I fully intend to play it again, sometime in the not-too-distant future. Usually upon completing a long RPG my first instinct isn’t to restart, but I expect to enjoy playing a vanguard or soldier or sentinel and romancing Liara instead of Garrus. Toss in a little more variety in terms of squad selection. And maybe on the third playthrough I’ll bite the bullet, play a male Shepard, and romance Tali.
I feel the same way about Shepard, even though both Jere and the boy have played through parts of the games as M!Shep (I feel that way about Hawke, too, but the male Hawke’s voice actor is definitely better at being snarky, while Jennifer Hale owns Shepard entirely).
Dragon Age 2: worth playing? I’ve heard less than great things online, but online is where opinions go to die.
(That reminds me; neither Emily nor I have finished the last 15% of Dragon Age 1.)
Yes, definitely DA2! I mean, it has its share of issues, but there’s a lot to love.
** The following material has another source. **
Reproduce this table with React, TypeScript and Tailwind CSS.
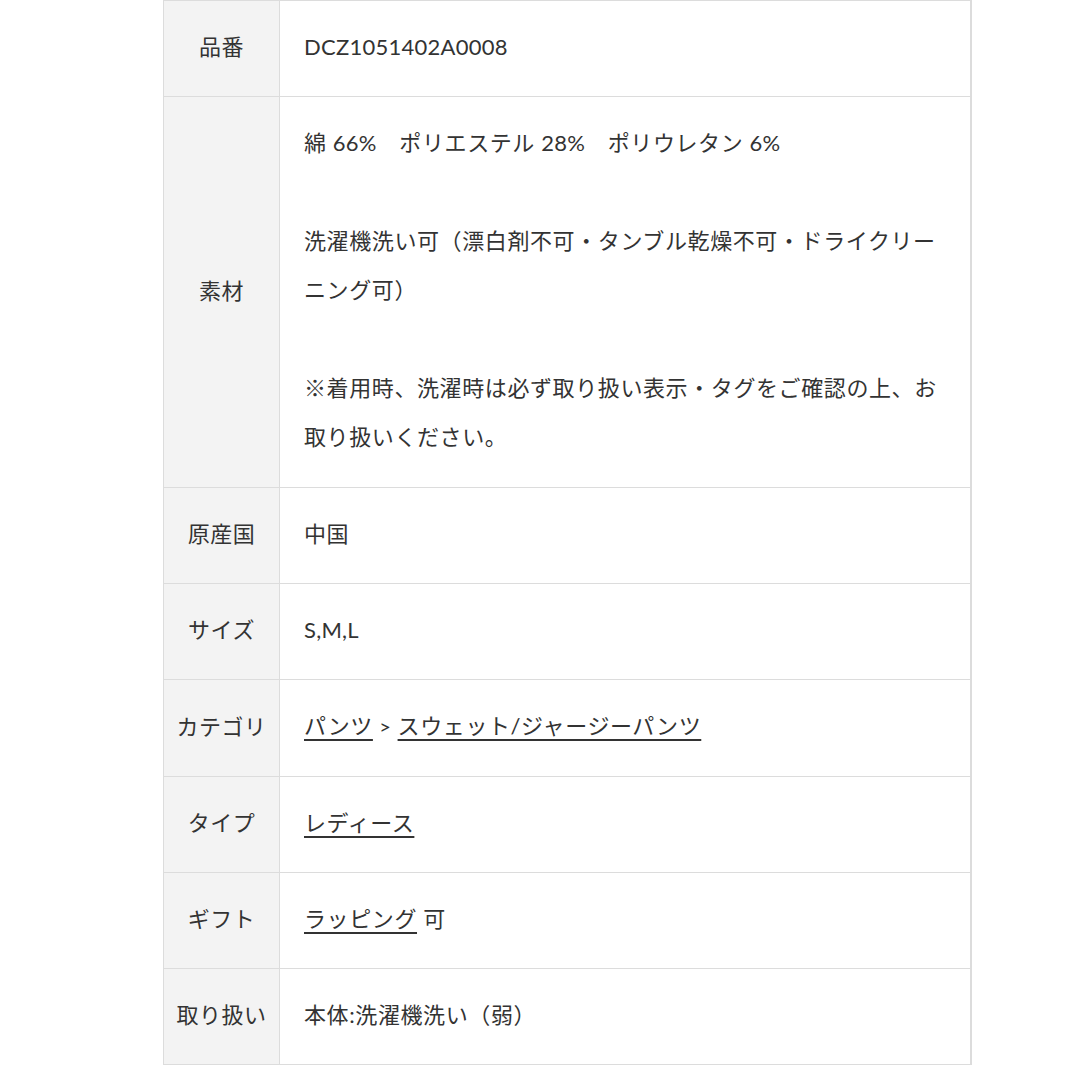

Maybe finish DA:O first; you can probably skip Awakenings, though.
I meant to ask: what origin(s) are you playing? I’ve tried them all, but I’ve only played elf mage and city elf rogue to the end (and Jere did the human noble warrior one). I’m actually currently replaying DA2and trying to rivalry everyone.
On a tangent, have you guys played Borderlands 2? The couch co-op is surprisingly fun.
Back when we got it, Emily made a female mage (~85% completion) and I made a male mage, then I decided not to play the same class as her and made a city elf rogue, then I got bored with that (~50% completion) and made a dwarf warrior (~80% completion), then I stopped playing entirely.
I hadn’t thought about it, but both my elf and my dwarf were female. The elf because the female city elf’s origin seemed much more compelling, and the dwarf because I don’t know why. Maybe because dwarf society seemed so patriarchal. Maybe it turns out I just prefer making female PCs in video games, given the chance.
Huh, I always play a woman when I’m playing Saint’s Row too. It just makes the game so much better for some reason.
Part of it is that Laura Bailey’s performance as the Butcher is amazeballs.